Notably, the government also “specifically observed the need to be free from unwarranted interference of persons and therefore reject any notion of a police state.”

That couldn’t be allowed to stand by a Solomons government that wants to maintain Beijing’s favour, so the reaction was swift. It cancelled the Auki Communiqué and disqualified Suidani from his elected seat for not recognising the CCP’s One China Policy.

Map of Australia's immediate neighbors in the western Pacific Ocean. (College of Asia and the Pacific/ANU/CartoGIS Services [CC BY-SA 4.0])
Map of Australia’s immediate neighbors in the western Pacific Ocean. College of Asia and the Pacific/ANU/CartoGIS Services [CC BY-SA 4.0]

In an almost immediate symbol of the change, survey crews arrived in Malaita to commence the installation of Huawei cell towers that were going up elsewhere in Solomons but which had been blocked by Suidani.

He told the FDD that as as soon as he was ousted, the bribing began.

“Many of us have received phone calls … telling them if they join the [opposing] camp they will be given projects for their wards and also they will be receiving $300,000 [US$36,000] each. It’s getting to the next level,” he said.

That turned out to be his arrest, along with his advisor Celsus Talifilu, in early October. Both men were charged with organising unlawful assemblies and protests in Auki, the Malaita provincial capital, in 2021, and were released on bail.

“We must fight for this freedom, the democracy. We might change leaders but we want the system to remain that is what I always hold close to my heart so I will be still standing for the rights of my people,” he said just after being released.

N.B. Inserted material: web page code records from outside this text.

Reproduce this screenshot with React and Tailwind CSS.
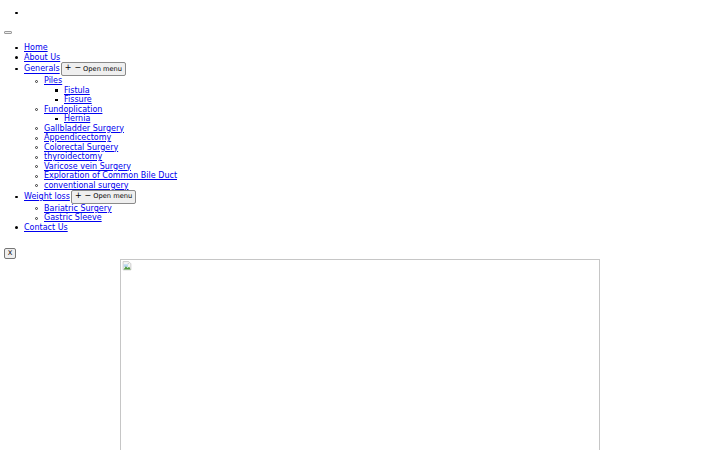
import React from 'react';

const link = "text-[#0000ee] underline";

// list markers drawn by hand so they sit like the scaled-down page
function Marker({ type = 'disc', top = 'top-[3.5px]' }) {
  if (type === 'circle') {
    return <span className={`absolute -left-[9px] ${top} h-[3px] w-[3px] rounded-full border-[0.8px] border-[#333]`} />;
  }
  if (type === 'square') {
    return <span className={`absolute -left-[9px] ${top} h-[2.5px] w-[2.5px] bg-black`} />;
  }
  return <span className={`absolute -left-[9px] ${top} h-[2.5px] w-[2.5px] rounded-full bg-black`} />;
}

function Item({ type, children, tall }) {
  return (
    <li className="relative">
      <Marker type={type} top={tall ? 'top-[5.5px]' : 'top-[3.5px]'} />
      {children}
    </li>
  );
}

function MenuButton() {
  return (
    <button className="ml-[1px] inline-flex h-[13.5px] items-center rounded-[2px] border border-[#8a8a8a] bg-[#efefef] px-[3px] align-middle text-black">
      <span className="relative -top-[1px] text-[8px] leading-none">+</span>
      <span className="relative -top-[1px] ml-[3px] text-[8px] leading-none">−</span>
      <span className="ml-[2px] text-[6.67px] leading-none">Open menu</span>
    </button>
  );
}

function BrokenImage() {
  return (
    <svg width="10" height="10" viewBox="0 0 18 18" className="ml-[1px] mt-[1px]">
      <path d="M2 1h10l4 4v11H2z" fill="#f4f4f4" stroke="#b8b8b8" strokeWidth="1.2" />
      <path d="M3 6h8v5H3z" fill="#b9d6ef" />
      <path d="M3 15.5l4-6 3 3 3-2 2.5 5z" fill="#4f9a3e" />
      <circle cx="11.5" cy="4.5" r="1.5" fill="#d0d0d0" />
    </svg>
  );
}

export default function App() {
  return (
    <div className="min-h-[450px] bg-white px-[4px] pt-[8px] font-['DejaVu_Sans',sans-serif] text-[8px] leading-[9.5px] text-black">
      <ul className="list-none pl-[20px]">
        <li className="relative h-[9.5px]">
          <Marker />
        </li>
      </ul>

      <div className="mt-[8px] flex h-[9.5px] items-end pb-[1px]">
        <button className="h-[3.5px] w-[8px] rounded-[1px] border border-[#9a9a9a] bg-[#efefef]" />
      </div>

      <ul className="mt-[8.25px] list-none pl-[20px]">
        <Item><a href="#" className={link}>Home</a></Item>
        <Item><a href="#" className={link}>About Us</a></Item>
        <li className="relative leading-[13.5px]">
          <Marker top="top-[5.5px]" />
          <a href="#" className={link}>Generals</a>
          <MenuButton />
          <ul className="list-none pl-[20px] leading-[9.5px]">
            <li className="relative">
              <Marker type="circle" />
              <a href="#" className={link}>Piles</a>
              <ul className="list-none pl-[20px]">
                <Item type="square"><a href="#" className={link}>Fistula</a></Item>
                <Item type="square"><a href="#" className={link}>Fissure</a></Item>
              </ul>
            </li>
            <li className="relative">
              <Marker type="circle" />
              <a href="#" className={link}>Fundoplication</a>
              <ul className="list-none pl-[20px]">
                <Item type="square"><a href="#" className={link}>Hernia</a></Item>
              </ul>
            </li>
            <Item type="circle"><a href="#" className={link}>Gallbladder Surgery</a></Item>
            <Item type="circle"><a href="#" className={link}>Appendicectomy</a></Item>
            <Item type="circle"><a href="#" className={link}>Colorectal Surgery</a></Item>
            <Item type="circle"><a href="#" className={link}>thyroidectomy</a></Item>
            <Item type="circle"><a href="#" className={link}>Varicose vein Surgery</a></Item>
            <Item type="circle"><a href="#" className={link}>Exploration of Common Bile Duct</a></Item>
            <Item type="circle"><a href="#" className={link}>conventional surgery</a></Item>
          </ul>
        </li>
        <li className="relative leading-[13.5px]">
          <Marker top="top-[5.5px]" />
          <a href="#" className={link}>Weight loss</a>
          <MenuButton />
          <ul className="list-none pl-[20px] leading-[9.5px]">
            <Item type="circle"><a href="#" className={link}>Bariatric Surgery</a></Item>
            <Item type="circle"><a href="#" className={link}>Gastric Sleeve</a></Item>
          </ul>
        </li>
        <Item><a href="#" className={link}>Contact Us</a></Item>
      </ul>

      <div className="mt-[16px] flex">
        <button className="flex h-[11px] w-[12px] items-center justify-center rounded-[2px] border border-[#767676] bg-[#efefef] text-[6.67px] leading-none text-black">
          X
        </button>
      </div>

      <div className="mx-auto h-[300px] w-[480px] border border-[#c6c6c6]">
        <BrokenImage />
      </div>
    </div>
  );
}
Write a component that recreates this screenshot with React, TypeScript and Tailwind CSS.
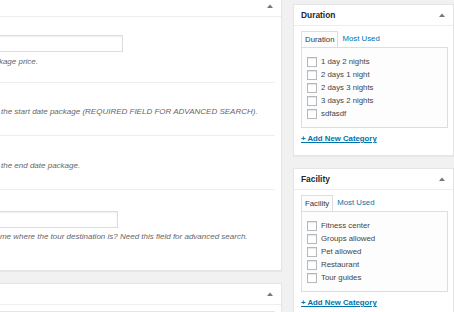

Suidani said the people of Malaita weren’t happy but were unlikely to resort to violence due to the very heavy security presence. Australian and New Zealand Forces completed their last rotation in the Solomons (named Operation Lilia) in August this year.

He remains determined to resist the CCP’s encroachment, and has repeatedly sought a meeting with the Australian High Commissioner in Honaria.

“We were trying to get an appointment but we haven’t got one,” he said. “Maybe I’ll try again, but it’s very tough because they are always very busy.”